**** DATASET RECORDS ****
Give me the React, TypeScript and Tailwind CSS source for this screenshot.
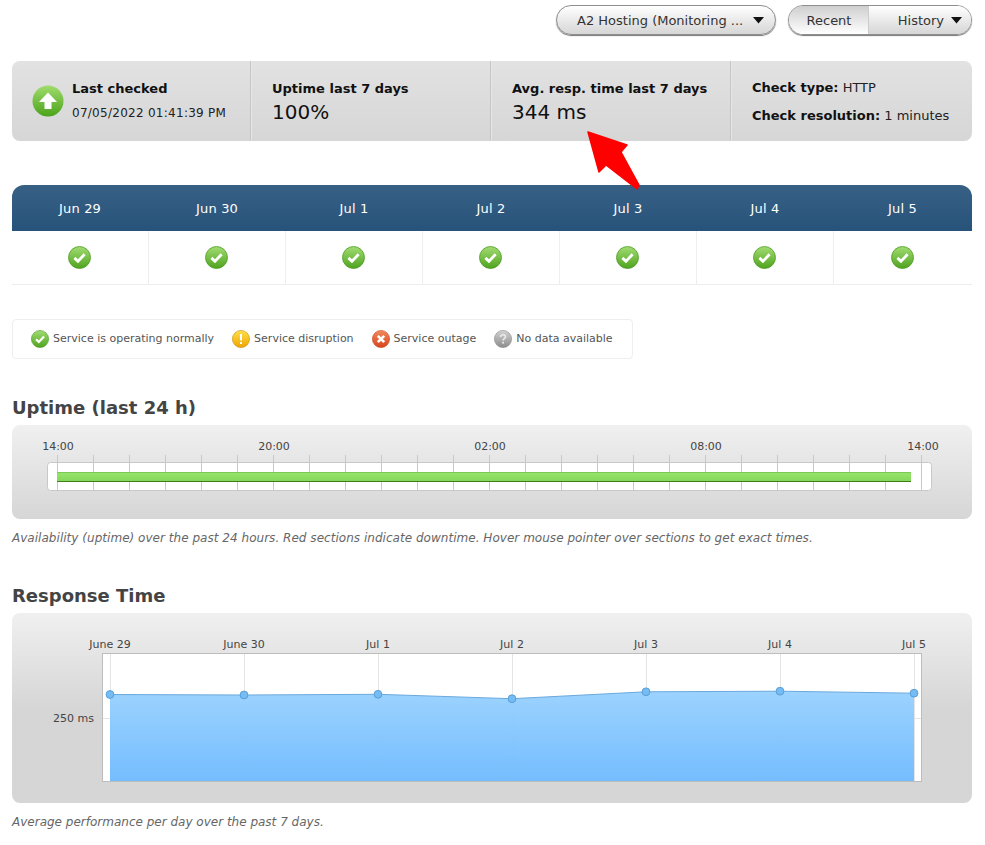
import React from "react";

type Status = "ok" | "warn" | "down" | "none";

const days = ["Jun 29", "Jun 30", "Jul 1", "Jul 2", "Jul 3", "Jul 4", "Jul 5"];

const colors: Record<Status, [string, string, string]> = {
  ok: ["#a2dc72", "#4fa31f", "#4b9a22"],
  warn: ["#ffe04a", "#eda500", "#c98d0a"],
  down: ["#f28a5c", "#d8431c", "#c2451f"],
  none: ["#d2d2d2", "#8c8c8c", "#8a8a8a"],
};

const StatusIcon = ({ kind, size }: { kind: Status; size: number }) => {
  const [top, bottom, edge] = colors[kind];
  const id = "grad-" + kind + size;
  return (
    <svg width={size} height={size} viewBox="0 0 18 18" className="shrink-0">
      <defs>
        <linearGradient id={id} x1="0" y1="0" x2="0" y2="1">
          <stop offset="0" stopColor={top} />
          <stop offset="1" stopColor={bottom} />
        </linearGradient>
      </defs>
      <circle cx="9" cy="9" r="8.6" fill={"url(#" + id + ")"} stroke={edge} strokeWidth="0.6" />
      {kind === "ok" && (
        <path d="M5 9.3l2.8 2.6L13 6.5" fill="none" stroke="#fff" strokeWidth="2.2" />
      )}
      {kind === "warn" && (
        <>
          <rect x="8" y="4" width="2" height="6.5" fill="#fff" />
          <rect x="8" y="12" width="2" height="2" fill="#fff" />
        </>
      )}
      {kind === "down" && (
        <path d="M5.8 5.8l6.4 6.4M12.2 5.8l-6.4 6.4" fill="none" stroke="#fff" strokeWidth="2.6" />
      )}
      {kind === "none" && (
        <>
          <path d="M6.6 7c0-3 4.9-3 4.9-.2 0 1.8-2.4 1.9-2.4 3.7" fill="none" stroke="#e8e8e8" strokeWidth="1.7" />
          <rect x="8.2" y="11.8" width="1.8" height="1.8" fill="#e8e8e8" />
        </>
      )}
    </svg>
  );
};

const UpIcon = () => (
  <svg width="32" height="32" viewBox="0 0 32 32" className="shrink-0">
    <defs>
      <linearGradient id="up-grad" x1="0" y1="0" x2="0" y2="1">
        <stop offset="0" stopColor="#a0dc6c" />
        <stop offset="1" stopColor="#4ba31a" />
      </linearGradient>
    </defs>
    <circle cx="16" cy="16" r="15.5" fill="url(#up-grad)" />
    <path d="M16 7.5L25 17h-5.5v7h-7v-7H7z" fill="#fff" />
  </svg>
);

const Caret = () => (
  <svg width="11" height="7" viewBox="0 0 11 7" className="shrink-0">
    <path d="M0 0h11L5.5 6.5z" fill="#111" />
  </svg>
);

const Stat = ({ label, value }: { label: string; value: string }) => (
  <div className="w-[240px] pl-[21px] pt-[19px] border-r border-[#c6c6c6] shadow-[1px_0_0_#e6e6e6]">
    <div className="text-[13px] font-bold leading-[18px] text-[#111]">{label}</div>
    <div className="text-[20px] leading-[29px] text-[#111]">{value}</div>
  </div>
);

const UptimeChart = () => {
  const ticks = Array.from({ length: 25 }, (_, i) => 45 + i * 36);
  const labels = [
    { x: 46, t: "14:00" },
    { x: 262, t: "20:00" },
    { x: 478, t: "02:00" },
    { x: 694, t: "08:00" },
    { x: 911, t: "14:00" },
  ];
  return (
    <svg width="960" height="94" className="block">
      <defs>
        <linearGradient id="bar-grad" x1="0" y1="0" x2="0" y2="1">
          <stop offset="0" stopColor="#97e56c" />
          <stop offset="1" stopColor="#82d659" />
        </linearGradient>
      </defs>
      {labels.map((l, i) => (
        <text key={i} x={l.x} y="25" textAnchor="middle" fontSize="11" fill="#444">
          {l.t}
        </text>
      ))}
      <rect x="35.5" y="37.5" width="884" height="28" rx="3" fill="#fff" stroke="#c8c8c8" />
      {ticks.map((x) => (
        <line key={x} x1={x + 0.5} x2={x + 0.5} y1="30" y2="65" stroke="#c8c8c8" />
      ))}
      <rect x="45" y="47" width="854" height="10" fill="url(#bar-grad)" />
      <rect x="45" y="47" width="854" height="1" fill="#7cc95a" />
      <rect x="45" y="56" width="854" height="1" fill="#3f7f17" />
    </svg>
  );
};

const ResponseChart = () => {
  const xs = [98, 232, 366, 500, 634, 768, 902];
  const ys = [81.5, 82, 81.3, 85.7, 78.8, 78.2, 80.2];
  const labels = ["June 29", "June 30", "Jul 1", "Jul 2", "Jul 3", "Jul 4", "Jul 5"];
  const line = xs.map((x, i) => x + "," + ys[i]).join(" ");
  return (
    <svg width="960" height="190" className="block">
      <defs>
        <linearGradient id="area-grad" x1="0" y1="0" x2="0" y2="1">
          <stop offset="0" stopColor="#99d1fe" />
          <stop offset="1" stopColor="#70bbfe" />
        </linearGradient>
      </defs>
      {labels.map((l, i) => (
        <text key={l} x={xs[i]} y="35" textAnchor="middle" fontSize="11" fill="#444">
          {l}
        </text>
      ))}
      <text x="82" y="109" textAnchor="end" fontSize="11" fill="#444">
        250 ms
      </text>
      <rect x="90.5" y="40.5" width="819" height="128" fill="#fff" stroke="#bdbdbd" />
      {xs.map((x) => (
        <line key={x} x1={x + 0.5} x2={x + 0.5} y1="41" y2="168" stroke="#e4e4e4" />
      ))}
      <line x1="91" x2="909" y1="105.5" y2="105.5" stroke="#e4e4e4" />
      <polygon points={"98,168 " + line + " 902,168"} fill="url(#area-grad)" fillOpacity="0.97" />
      <polyline points={line} fill="none" stroke="#6aa9dc" strokeWidth="1" />
      {xs.map((x, i) => (
        <circle key={x} cx={x} cy={ys[i]} r="3.9" fill="#74bcf5" stroke="#5a9fd6" />
      ))}
    </svg>
  );
};

const legend: { kind: Status; text: string }[] = [
  { kind: "ok", text: "Service is operating normally" },
  { kind: "warn", text: "Service disruption" },
  { kind: "down", text: "Service outage" },
  { kind: "none", text: "No data available" },
];

export default function App() {
  return (
    <div className="relative w-[985px] h-[845px] overflow-hidden bg-white pl-[12px] pt-[5px] font-['DejaVu_Sans',Verdana,sans-serif] text-[#333]">
      <div className="flex w-[960px] justify-end gap-[12px]">
        <button className="flex h-[30px] w-[220px] items-center justify-between rounded-[15px] border border-[#8e8e8e] bg-gradient-to-b from-white to-[#d6d6d6] pl-[20px] pr-[11px] pt-[1px] text-[13px] text-[#333] shadow-[0_1px_1px_#777]">
          <span>A2 Hosting (Monitoring ...</span>
          <Caret />
        </button>
        <div className="flex h-[30px] w-[184px] rounded-[15px] border border-[#8e8e8e] text-[13px] text-[#333] shadow-[0_1px_1px_#777]">
          <div className="flex w-[80px] items-center justify-center rounded-l-[15px] border-r border-[#ccc] bg-gradient-to-b from-[#cfcfcf] to-white pl-[1px] pt-[1px]">
            Recent
          </div>
          <div className="flex flex-1 items-center justify-end gap-[7px] rounded-r-[15px] bg-gradient-to-b from-white to-[#d6d6d6] pr-[9px] pt-[1px]">
            <span>History</span>
            <Caret />
          </div>
        </div>
      </div>

      <div className="mt-[26px] flex h-[80px] w-[960px] rounded-[8px] bg-gradient-to-b from-[#e2e2e2] to-[#d6d6d6]">
        <div className="flex w-[239px] items-start border-r border-[#c6c6c6] pl-[20px] pt-[19px] shadow-[1px_0_0_#e6e6e6]">
          <div className="mt-[5px]">
            <UpIcon />
          </div>
          <div className="ml-[8px]">
            <div className="text-[13px] font-bold leading-[18px] text-[#111]">Last checked</div>
            <div className="mt-[6px] text-[12px] leading-[18px] tracking-[0.27px] text-[#222]">07/05/2022 01:41:39 PM</div>
          </div>
        </div>
        <Stat label="Uptime last 7 days" value="100%" />
        <Stat label="Avg. resp. time last 7 days" value="344 ms" />
        <div className="pl-[21px] pt-[18px] text-[13px] text-[#222]">
          <div className="leading-[18px]">
            <b className="text-[#111]">Check type:</b> HTTP
          </div>
          <div className="mt-[10px] leading-[18px]">
            <b className="text-[#111]">Check resolution:</b> 1 minutes
          </div>
        </div>
      </div>

      <div className="mt-[44px] w-[960px]">
        <div className="grid h-[46px] grid-cols-[repeat(6,137px)_1fr] rounded-t-[12px] bg-gradient-to-b from-[#386085] to-[#27537a]">
          {days.map((d) => (
            <div key={d} className="flex items-center justify-center pr-[1px] pt-[2px] text-[13px] tracking-[0.2px] text-white">
              {d}
            </div>
          ))}
        </div>
        <div className="grid h-[54px] grid-cols-[repeat(6,137px)_1fr] border-b border-[#eee]">
          {days.map((d, i) => (
            <div key={d} className={"flex items-center justify-center pb-[1px] pr-[1px] " + (i < 6 ? "border-r border-[#eee]" : "")}>
              <StatusIcon kind="ok" size={23} />
            </div>
          ))}
        </div>
      </div>

      <div className="mt-[34px] flex h-[40px] w-[621px] items-center gap-[18px] whitespace-nowrap rounded-[4px] border border-[#eee] pl-[18px] text-[11px] text-[#555]">
        {legend.map((l) => (
          <div key={l.kind} className="flex items-center gap-[4px]">
            <StatusIcon kind={l.kind} size={18} />
            <span className="pt-[1px]">{l.text}</span>
          </div>
        ))}
      </div>

      <h2 className="mt-[38px] text-[18px] font-bold leading-[22px] text-[#444]">Uptime (last 24 h)</h2>
      <div className="mt-[6px] h-[94px] w-[960px] rounded-[8px] bg-gradient-to-b from-[#f0f0f0] to-[#d6d6d6]">
        <UptimeChart />
      </div>
      <p className="mt-[10px] text-[12px] italic leading-[18px] tracking-[0.03px] text-[#666]">
        Availability (uptime) over the past 24 hours. Red sections indicate downtime. Hover mouse pointer over sections to get exact times.
      </p>

      <h2 className="mt-[38px] text-[18px] font-bold leading-[22px] text-[#444]">Response Time</h2>
      <div className="mt-[6px] h-[190px] w-[960px] rounded-[8px] bg-gradient-to-b from-[#f0f0f0] via-[#d6d6d6] via-50% to-[#d6d6d6]">
        <ResponseChart />
      </div>
      <p className="mt-[10px] text-[12px] italic leading-[18px] text-[#666]">
        Average performance per day over the past 7 days.
      </p>

      <svg width="985" height="200" className="absolute left-0 top-0 pointer-events-none">
        <path
          d="M588 132 L627 145 L621 152 L639 185 L637 189 L606 165 L599 172 Z"
          fill="#ff0000"
          stroke="#ff0000"
          strokeWidth="1.5"
          strokeLinejoin="round"
        />
      </svg>
    </div>
  );
}
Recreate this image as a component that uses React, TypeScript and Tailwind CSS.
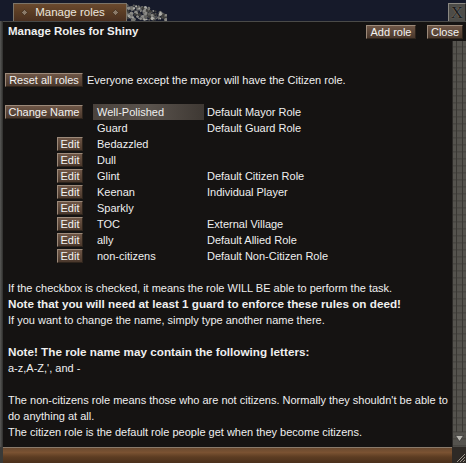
import React from "react";

const font = { fontFamily: '"Liberation Sans", Arial, sans-serif' };

function Btn({ children, className = "" }: { children: React.ReactNode; className?: string }) {
  return (
    <div
      className={
        "h-[14px] flex items-center justify-center whitespace-nowrap text-[11px] leading-none text-[#f2f2f2] bg-gradient-to-b from-[#6e5646] to-[#4a382c] border border-t-[#9c8a7a] border-l-[#9c8a7a] border-r-[#2e241c] border-b-[#2e241c] " +
        className
      }
    >
      {children}
    </div>
  );
}

const rows: { name: string; desc: string; btn: "change" | "edit" | "none"; hl?: boolean }[] = [
  { name: "Well-Polished", desc: "Default Mayor Role", btn: "change", hl: true },
  { name: "Guard", desc: "Default Guard Role", btn: "none" },
  { name: "Bedazzled", desc: "", btn: "edit" },
  { name: "Dull", desc: "", btn: "edit" },
  { name: "Glint", desc: "Default Citizen Role", btn: "edit" },
  { name: "Keenan", desc: "Individual Player", btn: "edit" },
  { name: "Sparkly", desc: "", btn: "edit" },
  { name: "TOC", desc: "External Village", btn: "edit" },
  { name: "ally", desc: "Default Allied Role", btn: "edit" },
  { name: "non-citizens", desc: "Default Non-Citizen Role", btn: "edit" },
];

function Gravel() {
  const dots: React.ReactNode[] = [];
  let s = 7;
  const rnd = () => {
    s = (s * 9301 + 49297) % 233280;
    return s / 233280;
  };
  for (let i = 0; i < 160; i++) {
    const x = rnd() * 40;
    const h = 15 * (1 - (x / 48) * (x / 48));
    const y = rnd() * h;
    const r = 0.6 + rnd() * 1.2;
    const c = ["#8a8a86", "#5d5d5a", "#b0b0aa", "#3f3f3c", "#747470"][Math.floor(rnd() * 5)];
    dots.push(<circle key={i} cx={x} cy={17 - y} r={r} fill={c} />);
  }
  return (
    <svg width="40" height="18" viewBox="0 0 40 18" className="mt-[3px]">
      {dots}
    </svg>
  );
}

function Diamond() {
  return (
    <svg width="7" height="7" viewBox="0 0 7 7">
      <path d="M3.5 0.5 L6.5 3.5 L3.5 6.5 L0.5 3.5 Z" fill="#8c7a68" stroke="#3e2c1e" strokeWidth="0.7" />
    </svg>
  );
}

export default function App() {
  return (
    <div style={font} className="w-[466px] h-[463px] bg-[#161a2a] flex flex-col overflow-hidden text-[11px] text-[#efefef]">
      {/* top bar */}
      <div className="h-[21px] flex items-end">
        <div className="ml-[13px] w-[114px] h-[18px] flex items-center justify-between px-[7px] bg-gradient-to-b from-[#6b4a2e] via-[#5a3c24] to-[#4a3020] border border-b-0 border-[#7c7468]">
          <Diamond />
          <span className="text-[11.5px] text-[#ece6de] leading-none">Manage roles</span>
          <Diamond />
        </div>
        <div className="self-start">
          <Gravel />
        </div>
        <div className="flex-1" />
        <div className="self-start mt-[3px] w-[18px] h-[19px] bg-[#4d4c48] border border-t-[#8a8882] border-l-[#8a8882] border-r-[#2a2a28] border-b-[#2a2a28] flex items-center justify-center">
          <span style={{ fontFamily: '"Liberation Serif", serif' }} className="text-[17px] leading-none text-[#1c1c1a] [text-shadow:0_0_1px_#9a9892]">
            X
          </span>
        </div>
      </div>

      {/* main area */}
      <div className="flex-1 flex">
        <div className="w-[3px] bg-gradient-to-r from-[#5a5a58] to-[#2e2e2c]" />
        <div className="flex-1 flex flex-col bg-[#151312] border-t border-[#4a4a48]">
          {/* header */}
          <div className="h-[18px] mt-[1px] flex items-center pr-[3px]">
            <span className="ml-[5px] font-bold text-[11.5px]">Manage Roles for Shiny</span>
            <div className="flex-1" />
            <Btn className="w-[50px] text-[11.5px]">Add role</Btn>
            <Btn className="w-[36px] ml-[11px] text-[11.5px]">Close</Btn>
          </div>
          <div className="flex-1 flex">
            <div className="flex-1 flex flex-col">
              {/* reset row */}
              <div className="mt-[31px] h-[16px] flex items-center">
                <Btn className="ml-[2px] w-[78px] text-[11.5px]">Reset all roles</Btn>
                <span className="ml-[4px]">Everyone except the mayor will have the Citizen role.</span>
              </div>
              {/* rows */}
              <div className="mt-[16px] flex flex-col">
                {rows.map((r) => (
                  <div key={r.name} className="h-[16px] flex items-center">
                    <div className="w-[80px] flex justify-end">
                      {r.btn === "change" && <Btn className="w-[78px] text-[11px]">Change Name</Btn>}
                      {r.btn === "edit" && <Btn className="w-[26px] text-[11.5px]">Edit</Btn>}
                    </div>
                    <div
                      className={
                        "ml-[10px] w-[111px] h-[16px] flex items-center pl-[4px] text-[11px] " +
                        (r.hl ? "bg-gradient-to-r from-[#4a423c] via-[#5a534d] to-[#3e3833]" : "")
                      }
                    >
                      {r.name}
                    </div>
                    <div className="ml-[3px] text-[11px]">{r.desc}</div>
                  </div>
                ))}
              </div>
              {/* notes */}
              <div className="mt-[16px] pl-[5px] flex flex-col text-[11px] leading-[16px]">
                <div>If the checkbox is checked, it means the role WILL BE able to perform the task.</div>
                <div className="font-bold text-[11.7px]">Note that you will need at least 1 guard to enforce these rules on deed!</div>
                <div>If you want to change the name, simply type another name there.</div>
                <div className="h-[16px]" />
                <div className="font-bold text-[11.7px]">Note! The role name may contain the following letters:</div>
                <div>a-z,A-Z,', and -</div>
                <div className="h-[16px]" />
                <div className="whitespace-nowrap">The non-citizens role means those who are not citizens. Normally they shouldn't be able to</div>
                <div>do anything at all.</div>
                <div>The citizen role is the default role people get when they become citizens.</div>
              </div>
            </div>
            {/* scrollbar */}
            <div className="w-[14px] flex flex-col border-l border-[#2c2a28] bg-[repeating-linear-gradient(180deg,#55534e_0px,#55534e_5px,#3e3c38_6px,#5e5c57_7px)]">
              <div className="flex-1 mx-[3px] border-x border-[#3a3834]" />
              <div className="h-[12px] mb-[3px] flex items-center justify-center">
                <svg width="9" height="7" viewBox="0 0 9 7">
                  <path d="M0.5 0.5 L8.5 0.5 L4.5 6.5 Z" fill="#b8b6b0" stroke="#2a2a28" strokeWidth="0.6" />
                </svg>
              </div>
            </div>
          </div>
        </div>
      </div>

      {/* bottom bar */}
      <div className="h-[16px] flex">
        <div className="w-[3px] bg-[#3a3a38]" />
        <div className="flex-1 border-t border-[#8a7a6a] bg-[linear-gradient(180deg,#6a4a30_0%,#7a5232_30%,#5c3c22_60%,#4a301c_100%)]" />
        <div className="w-[14px] bg-[#2e2a26] flex items-end justify-end">
          <svg width="12" height="12" viewBox="0 0 12 12">
            <path d="M11 3 L3 11 M11 6 L6 11 M11 9 L9 11" stroke="#9a948a" strokeWidth="1" />
          </svg>
        </div>
      </div>
    </div>
  );
}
****
(TASK): Scan the listing above for the word "Tailwind" and copy every line that holds it.

(SOLVED EXERCISE):
Give me the React, TypeScript and Tailwind CSS source for this screenshot.
Recreate this image as a component that uses React, TypeScript and Tailwind CSS.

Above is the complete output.